The analysis of 695 nursing homes in the United States found that half of the 32 nursing homes in Pittsburgh exceed the state average — 20 percent — of patients who are rehospitalized.
Shifting government policies have created incentives for nursing homes to transfer the patients, which can result in fragmented care and treatment complications, according to Kaiser Health News.
The Washington, D.C.-based nonprofit publication found that one in five Medicare patients who moved from a hospital to a nursing home returned to a hospital within 30 days, often for conditions such as dehydration and infection that potentially could have been prevented. That rate is 27 percent higher than among the general Medicare population, the publication found.

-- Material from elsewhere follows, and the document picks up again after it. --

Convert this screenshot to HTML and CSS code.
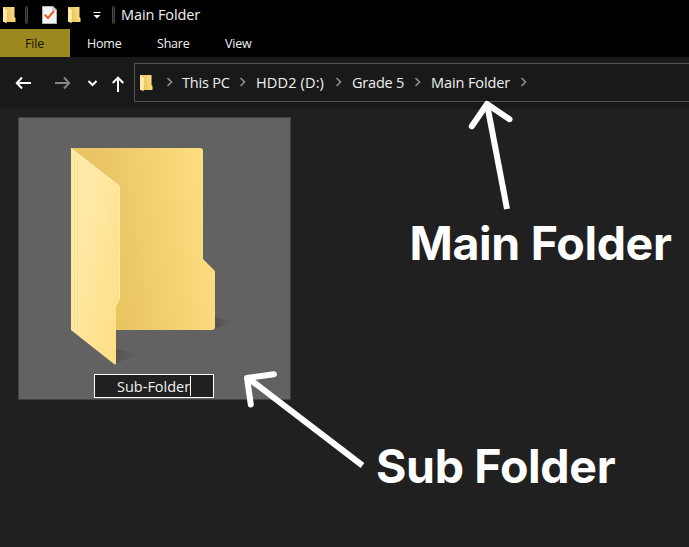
FILE: index.html
```html
<!DOCTYPE html>
<html lang="en">
<head>
<meta charset="utf-8">
<title>Main Folder</title>
<link rel="stylesheet" href="styles.css">
</head>
<body>
<svg class="defs" width="0" height="0" aria-hidden="true">
  <defs>
    <linearGradient id="back" x1="0" y1="0.4" x2="1" y2="0.2"><stop offset="0.25" stop-color="#e9c563"/><stop offset="1" stop-color="#ffe084"/></linearGradient>
    <linearGradient id="flap" x1="0" y1="0" x2="1" y2="1"><stop offset="0.3" stop-color="#ffe9a6"/><stop offset="1" stop-color="#ffdd82"/></linearGradient>
    <symbol id="mini" viewBox="0 0 13 18"><path d="M0 1H11.5V11L12.5 12V16H0Z" fill="url(#back)"/><path d="M0 1L4 4V13L3.500 14V17.500L0 15Z" fill="#ffe9a9"/></symbol>
    <symbol id="sep" viewBox="0 0 8 10"><path d="M1.500 1L5.500 5L1.500 9" fill="none" stroke="#8b8b8b" stroke-width="1.700"/></symbol>
  </defs>
</svg>
<div class="window">
  <header class="titlebar">
    <svg class="mini" width="13" height="18"><use href="#mini"/></svg>
    <i class="divider first"></i>
    <svg class="check" width="15" height="18" viewBox="0 0 15 18"><path d="M.5.500H11L14.500 4V17.500H.5Z" fill="#f4f4f5" stroke="#aeb3b8"/><path d="M11 .5V4H14.500" fill="#d9dcde" stroke="#aeb3b8"/><path d="M2.800 8.800L6 12L12 5" fill="none" stroke="#f05a1c" stroke-width="2"/></svg>
    <svg class="mini second" width="13" height="18"><use href="#mini"/></svg>
    <svg class="drop" width="8" height="7" viewBox="0 0 8 7"><path d="M.5.500H7.500" stroke="#fff"/><path d="M.5 3H7.500L4 6.500Z" fill="#fff"/></svg>
    <i class="divider"></i>
    <span class="title">Main Folder</span>
  </header>
  <nav class="tabs">
    <span class="file">File</span><span class="home">Home</span><span class="share">Share</span><span class="view">View</span>
  </nav>
  <div class="navbar">
    <svg class="controls" width="134" height="52" viewBox="0 0 134 52" fill="none" stroke="#fff" stroke-width="2">
      <path d="M17 26H31M22 20.500L16.800 26L22 31.500"/>
      <path d="M55 26H69M64 20.500L69.200 26L64 31.500" stroke="#858585"/>
      <path d="M88.500 24L92.500 28L96.500 24"/>
      <path d="M118 35V21M112.700 26L118 20.700L123.300 26"/>
    </svg>
    <div class="address">
      <svg class="mini" width="13" height="18"><use href="#mini"/></svg>
      <svg class="sep" width="8" height="10"><use href="#sep"/></svg><span class="pc">This PC</span>
      <svg class="sep" width="8" height="10"><use href="#sep"/></svg><span class="drive">HDD2 (D:)</span>
      <svg class="sep" width="8" height="10"><use href="#sep"/></svg><span class="grade">Grade 5</span>
      <svg class="sep" width="8" height="10"><use href="#sep"/></svg><span class="main">Main Folder</span>
      <svg class="sep" width="8" height="10"><use href="#sep"/></svg>
    </div>
  </div>
  <main class="files">
    <div class="tile">
      <svg class="folder" width="190" height="224" viewBox="66 142 190 224">
        <defs>
          <linearGradient id="shade"><stop offset="0" stop-color="#333" stop-opacity=".3"/><stop offset="1" stop-color="#333" stop-opacity="0"/></linearGradient>
        </defs>
        <path d="M215 317L235 321L215 329Z" fill="url(#shade)"/>
        <path d="M116 349L139 354L116 363Z" fill="url(#shade)"/>
        <path d="M71 148H200Q203 148 203 151V259L215 271V327Q215 330 212 330H71Z" fill="url(#back)"/>
        <path d="M71 148L118 184.500Q120 186 120 189V299L116 307V363Q116 365.500 114 364L71 330Z" fill="url(#flap)"/>
        <path d="M71.500 149L118 185Q119.500 186 119.500 189V299" fill="none" stroke="#ffedb5"/>
        <path d="M74.500 156V327M77.500 159V329" stroke="#fddd88"/>
        <path d="M75.500 157V328M78.500 160V330" stroke="#ffecb0"/>
      </svg>
      <div class="rename"><span>Sub-Folder</span><i class="caret"></i></div>
    </div>
  </main>
  <svg class="arrows" width="689" height="547" viewBox="0 0 689 547" fill="none" stroke="#fff" stroke-width="6" stroke-linejoin="round">
    <path d="M507 209L487 104"/>
    <path d="M471.800 126.200L487 104L509.500 119.200" stroke-linecap="round"/>
    <path d="M362.500 465.500L248 378"/>
    <path d="M250.800 404.500L247 378L274 374.200" stroke-linecap="round"/>
  </svg>
  <span class="label upper">Main Folder</span>
  <span class="label lower">Sub Folder</span>
</div>
</body>
</html>
```
FILE: styles.css
```css
body { margin: 0; background: #202020; }
.defs { position: absolute; }
.window {
  position: relative;
  width: 689px;
  height: 547px;
  overflow: hidden;
  background: #202020;
  color: #f1f1f1;
  font-family: "Open Sans", "Noto Sans", sans-serif;
  white-space: nowrap;
}
svg { display: block; flex: none; }
.titlebar { display: flex; align-items: center; height: 29px; padding-left: 3px; background: #000; }
.divider { width: 1px; height: 16px; border: 1px solid #484848; border-radius: 2px; background: #222; }
.divider.first { margin-left: 9px; }
.check { margin-left: 14px; }
.second { margin-left: 11px; }
.drop { margin-left: 12px; margin-top: 2px; }
.divider:not(.first) { margin-left: 11px; }
.title { margin-left: 6px; font-size: 14.5px; letter-spacing: -0.1px; }
.tabs { display: flex; height: 28px; background: #000; font-size: 12.5px; line-height: 29px; letter-spacing: -0.2px; }
.file { width: 45px; padding-left: 25px; background: #9b881e; color: #161300; }
.home { width: 70px; padding-left: 17px; }
.share { width: 68px; }
.navbar { display: flex; align-items: flex-start; height: 52px; background: #191919; }
.address {
  box-sizing: border-box;
  display: flex;
  align-items: center;
  width: 560px;
  height: 39px;
  flex: none;
  margin-top: 6px;
  border: 1px solid #535353;
  padding-left: 5px;
  font-size: 14.5px;
  letter-spacing: -0.2px;
}
.address .sep { margin: 0 8px 2px 13px; }
.address .sep ~ .sep { margin-left: 7px; margin-right: 9px; }
.pc { width: 50px; }
.drive { width: 72px; letter-spacing: 0.15px; }
.grade { width: 55px; }
.main { width: 82px; letter-spacing: -0.1px; }
.files { padding: 8px 0 0 18px; }
.tile {
  box-sizing: border-box;
  width: 273px;
  height: 283px;
  border: 1px solid #414141;
  background: #626262;
  padding: 24px 0 0 47px;
}
.rename {
  box-sizing: border-box;
  display: flex;
  align-items: center;
  width: 120px;
  height: 24px;
  margin: 8px 0 0 28px;
  padding-left: 22px;
  border: 1px solid #fff;
  background: #202020;
  font-size: 14.5px;
  letter-spacing: 0;
}
.caret { width: 1px; height: 20px; background: #fff; }
.arrows { position: absolute; left: 0; top: 0; }
.label { position: absolute; font: 700 46.5px/56px Inter, sans-serif; letter-spacing: -0.35px; color: #fff; }
.upper { left: 409.5px; top: 215px; }
.lower { left: 376px; top: 438px; }
```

The story includes a searchable list of nursing homes. In Pennsylvania, the average rate of patients who are rehospitalized is 20 percent.
Medicare tracks hospital readmissions among both hospital and nursing home patients as a metric to measure quality of treatment. It penalizes hospitals with high readmission rates. The program is going to start giving nursing homes bonuses or penalties based on rehospitalization rates this fall, according to KHN.
The change could help address an ethos among nursing homes that David Grabowski, a professor of health care policy at Harvard Medical School, summarized summarized for the publication: “When in doubt, ship them out.”
Some patient advocates told KHN they are concerned the change could encourage nursing homes to keep patients when they do need hospital care.